So if you look at on a bookings basis, Sheila, our bookings, international defense bookings as a percent of total was 30% in Q1 versus approximately 17% a year ago. The largest driver there in terms of the increase was actually the Aegis program where we're involved in a number of different foreign military sales. Revenue as a percent -- international and FMS sales as a percent of total revenue was down 3 percentage points, but it really comes down to program mix at the end of the day.

Sheila Kahyaoglu - Jefferies

Analyst · Jefferies. Your line is open

And then just on M&A, it’s clear that you have the increased visibility of maybe putting you back on that track. Can you maybe discuss what you are looking for in potential targets? Is it program mix, is it certain software, certain capabilities that you are looking for, maybe if you could give us an idea?

Mark Aslett

Chief Executive Officer

So I think as we mentioned, I shuffled the team a little bit.
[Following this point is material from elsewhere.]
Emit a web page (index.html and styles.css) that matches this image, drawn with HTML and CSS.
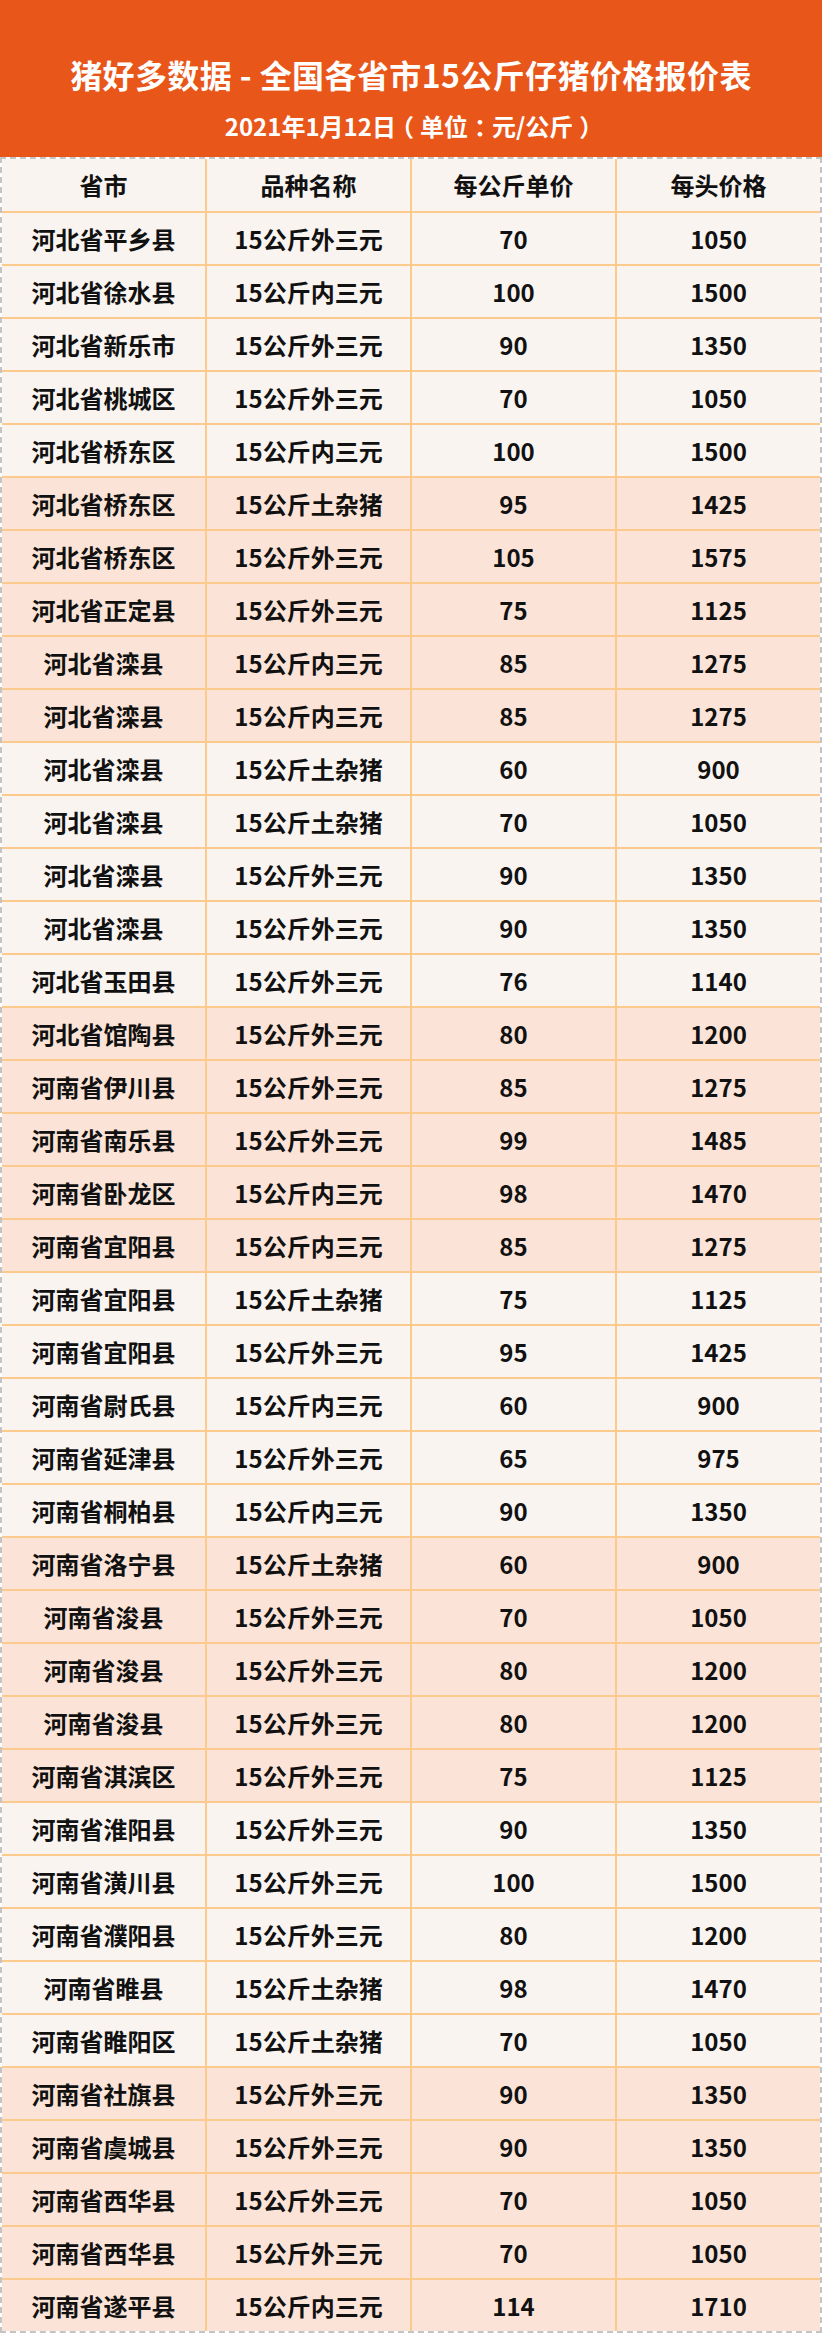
FILE: index.html
```html
<!DOCTYPE html>
<html lang="zh-CN">
<head>
<meta charset="utf-8">
<title>猪好多数据 - 全国各省市15公斤仔猪价格报价表</title>
<link rel="stylesheet" href="styles.css">
</head>
<body>
<div class="page">
  <header class="banner">
    <h1 class="title">猪好多数据 - 全国各省市15公斤仔猪价格报价表</h1>
    <p class="subtitle">2021年1月12日<span class="punct">（</span>单位<span class="punct">：</span>元/公斤<span class="punct">）</span></p>
  </header>
  <div class="table-wrap">
    <div class="table">
      <div class="row head"><div class="cell">省市</div><div class="cell">品种名称</div><div class="cell">每公斤单价</div><div class="cell">每头价格</div></div>
      <div class="row light"><div class="cell">河北省平乡县</div><div class="cell">15公斤外三元</div><div class="cell">70</div><div class="cell">1050</div></div>
      <div class="row light"><div class="cell">河北省徐水县</div><div class="cell">15公斤内三元</div><div class="cell">100</div><div class="cell">1500</div></div>
      <div class="row light"><div class="cell">河北省新乐市</div><div class="cell">15公斤外三元</div><div class="cell">90</div><div class="cell">1350</div></div>
      <div class="row light"><div class="cell">河北省桃城区</div><div class="cell">15公斤外三元</div><div class="cell">70</div><div class="cell">1050</div></div>
      <div class="row light"><div class="cell">河北省桥东区</div><div class="cell">15公斤内三元</div><div class="cell">100</div><div class="cell">1500</div></div>
      <div class="row pink"><div class="cell">河北省桥东区</div><div class="cell">15公斤土杂猪</div><div class="cell">95</div><div class="cell">1425</div></div>
      <div class="row pink"><div class="cell">河北省桥东区</div><div class="cell">15公斤外三元</div><div class="cell">105</div><div class="cell">1575</div></div>
      <div class="row pink"><div class="cell">河北省正定县</div><div class="cell">15公斤外三元</div><div class="cell">75</div><div class="cell">1125</div></div>
      <div class="row pink"><div class="cell">河北省滦县</div><div class="cell">15公斤内三元</div><div class="cell">85</div><div class="cell">1275</div></div>
      <div class="row pink"><div class="cell">河北省滦县</div><div class="cell">15公斤内三元</div><div class="cell">85</div><div class="cell">1275</div></div>
      <div class="row light"><div class="cell">河北省滦县</div><div class="cell">15公斤土杂猪</div><div class="cell">60</div><div class="cell">900</div></div>
      <div class="row light"><div class="cell">河北省滦县</div><div class="cell">15公斤土杂猪</div><div class="cell">70</div><div class="cell">1050</div></div>
      <div class="row light"><div class="cell">河北省滦县</div><div class="cell">15公斤外三元</div><div class="cell">90</div><div class="cell">1350</div></div>
      <div class="row light"><div class="cell">河北省滦县</div><div class="cell">15公斤外三元</div><div class="cell">90</div><div class="cell">1350</div></div>
      <div class="row light"><div class="cell">河北省玉田县</div><div class="cell">15公斤外三元</div><div class="cell">76</div><div class="cell">1140</div></div>
      <div class="row pink"><div class="cell">河北省馆陶县</div><div class="cell">15公斤外三元</div><div class="cell">80</div><div class="cell">1200</div></div>
      <div class="row pink"><div class="cell">河南省伊川县</div><div class="cell">15公斤外三元</div><div class="cell">85</div><div class="cell">1275</div></div>
      <div class="row pink"><div class="cell">河南省南乐县</div><div class="cell">15公斤外三元</div><div class="cell">99</div><div class="cell">1485</div></div>
      <div class="row pink"><div class="cell">河南省卧龙区</div><div class="cell">15公斤内三元</div><div class="cell">98</div><div class="cell">1470</div></div>
      <div class="row pink"><div class="cell">河南省宜阳县</div><div class="cell">15公斤内三元</div><div class="cell">85</div><div class="cell">1275</div></div>
      <div class="row light"><div class="cell">河南省宜阳县</div><div class="cell">15公斤土杂猪</div><div class="cell">75</div><div class="cell">1125</div></div>
      <div class="row light"><div class="cell">河南省宜阳县</div><div class="cell">15公斤外三元</div><div class="cell">95</div><div class="cell">1425</div></div>
      <div class="row light"><div class="cell">河南省尉氏县</div><div class="cell">15公斤内三元</div><div class="cell">60</div><div class="cell">900</div></div>
      <div class="row light"><div class="cell">河南省延津县</div><div class="cell">15公斤外三元</div><div class="cell">65</div><div class="cell">975</div></div>
      <div class="row light"><div class="cell">河南省桐柏县</div><div class="cell">15公斤内三元</div><div class="cell">90</div><div class="cell">1350</div></div>
      <div class="row pink"><div class="cell">河南省洛宁县</div><div class="cell">15公斤土杂猪</div><div class="cell">60</div><div class="cell">900</div></div>
      <div class="row pink"><div class="cell">河南省浚县</div><div class="cell">15公斤外三元</div><div class="cell">70</div><div class="cell">1050</div></div>
      <div class="row pink"><div class="cell">河南省浚县</div><div class="cell">15公斤外三元</div><div class="cell">80</div><div class="cell">1200</div></div>
      <div class="row pink"><div class="cell">河南省浚县</div><div class="cell">15公斤外三元</div><div class="cell">80</div><div class="cell">1200</div></div>
      <div class="row pink"><div class="cell">河南省淇滨区</div><div class="cell">15公斤外三元</div><div class="cell">75</div><div class="cell">1125</div></div>
      <div class="row light"><div class="cell">河南省淮阳县</div><div class="cell">15公斤外三元</div><div class="cell">90</div><div class="cell">1350</div></div>
      <div class="row light"><div class="cell">河南省潢川县</div><div class="cell">15公斤外三元</div><div class="cell">100</div><div class="cell">1500</div></div>
      <div class="row light"><div class="cell">河南省濮阳县</div><div class="cell">15公斤外三元</div><div class="cell">80</div><div class="cell">1200</div></div>
      <div class="row light"><div class="cell">河南省睢县</div><div class="cell">15公斤土杂猪</div><div class="cell">98</div><div class="cell">1470</div></div>
      <div class="row light"><div class="cell">河南省睢阳区</div><div class="cell">15公斤土杂猪</div><div class="cell">70</div><div class="cell">1050</div></div>
      <div class="row pink"><div class="cell">河南省社旗县</div><div class="cell">15公斤外三元</div><div class="cell">90</div><div class="cell">1350</div></div>
      <div class="row pink"><div class="cell">河南省虞城县</div><div class="cell">15公斤外三元</div><div class="cell">90</div><div class="cell">1350</div></div>
      <div class="row pink"><div class="cell">河南省西华县</div><div class="cell">15公斤外三元</div><div class="cell">70</div><div class="cell">1050</div></div>
      <div class="row pink"><div class="cell">河南省西华县</div><div class="cell">15公斤外三元</div><div class="cell">70</div><div class="cell">1050</div></div>
      <div class="row pink"><div class="cell">河南省遂平县</div><div class="cell">15公斤内三元</div><div class="cell">114</div><div class="cell">1710</div></div>
    </div>
  </div>
</div>
</body>
</html>
```
FILE: styles.css
```css
* { box-sizing: border-box; }
html, body {
  margin: 0;
  padding: 0;
  background: #ffffff;
}
body {
  font-family: "Noto Sans CJK SC", "Noto Sans", sans-serif;
  color: #111111;
}
.page {
  width: 822px;
}
.banner {
  height: 157px;
  background: #e9561a;
  color: #ffffff;
  display: flex;
  flex-direction: column;
  align-items: center;
  padding-top: 52px;
}
.title {
  margin: 0;
  font-size: 32px;
  line-height: 44px;
  font-weight: 700;
  letter-spacing: 0.4px;
}
.subtitle {
  margin: 13px 0 0;
  font-size: 24px;
  line-height: 34px;
  font-weight: 700;
}
.punct {
  display: inline-block;
  width: 1em;
  text-align: center;
  font-feature-settings: "halt";
}
.table-wrap {
  border: 2px dashed #c4c4c4;
}
.table {
  display: flex;
  flex-direction: column;
  gap: 2px;
  background: #fcca8c;
}
.row {
  display: grid;
  grid-template-columns: repeat(4, 1fr);
  column-gap: 2px;
  height: 51px;
}
.row.head {
  height: 52px;
}
.cell {
  display: flex;
  align-items: center;
  justify-content: center;
  font-size: 24px;
  font-weight: 700;
  line-height: 1;
}
.head .cell,
.light .cell {
  background: #f9f4f0;
}
.pink .cell {
  background: #fbe4d7;
}
```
Gerry who was running our M&A activities has moved over to the CFO role. And as we announced on October 20th, we've just hired Mike Ruppert who will start November 20th to run our M&A activities. Mike is a very experienced M&A professional having worked at UBS, Lazard and Lehman, all in the aerospace and defense sectors and done some pretty large deals. As it relates to our target areas, we think that our strategy really works. And so we are focusing in on RF and microwave as well as across the sensor processing chain. So it's really sticking closely with the strategy, but looking for synergies both from a cost and from a revenue perspective. And I think we've been able to demonstrate that when we find a target, we are able to generate those synergies with the deals that we've done since fiscal '12.

Operator

Operator

Thank you. And our next question comes from Peter Arment from Stern Agee. Your line is open.

Peter Arment - Stern Agee

Analyst · Stern Agee. Your line is open

Mark, I was wondering if I could just dig back in a little bit into the backlog. You've had a lot of progress and a lot of the wins have been in your kind of the key product categories, your traditional processing, or it seems like. How about on the RF and the microwave side? I know this was a big focus of building that out and it comes with a lot of more of an opportunity to build out the content in the future. Are you seeing -- are we beginning to see that tick in to expand your backlog at current levels or we haven’t even touched upon that yet?

Mark Aslett

Chief Executive Officer

Absolutely we are. If you look at the SEWIP program, we have been hugely successful growing our content and expanding our position on Block 2 into a derivative program as well as expanding on Block 3 and that's pretty much all RF and microwave. And that program is hundreds of millions of dollars of revenue potential over its life to Mercury. And so at our Investor Day on November 12th up at the Hudson AMC, we are going to lay out what we believe to be the proof points around the success of the strategy in not only RF and microwave, but also in the processing dimension. But SEWIP is probably the best example given the enormity and the fact that it's probably the next big program that’s going to drive growth in the business.

Peter Arment - Stern Agee

Analyst · Stern Agee. Your line is open

And so is the RF – so would that not begin to show up initially? Is it more of a book and ship type business or would you see that initially continue to flow through to the backlog?

Mark Aslett

Chief Executive Officer

It’s not necessarily book-ship. We did 8 million of bookings for SEWIP in Q1. As we talked about, we have seen some delays on LRIP phase 2 in fiscal '14. So we got the booking as we anticipated. And actually SEWIP was our largest revenue producing program in the first quarter at over $9.5 million. So I think we are already shown that we have got a pretty significant and healthy growing RF and microwave business.

Peter Arment - Stern Agee

Analyst · Stern Agee. Your line is open

And Gerry just quickly, what is the tax rate assumed for the year for your GAAP earnings projection?

Gerry Haines

Chief Financial Officer

The ECR as I mentioned, at least for Q2, is 40%. I think that’s going to move around for the year. There are a few different things going on. It was very low in the first quarter. For the year on balance, it should not be 40%. It will be lower than that, probably more normalized rate in the mid-30.

Operator

Operator

Thank you. And our next question comes from Michael Ciarmoli of KeyBanc. Your line is open.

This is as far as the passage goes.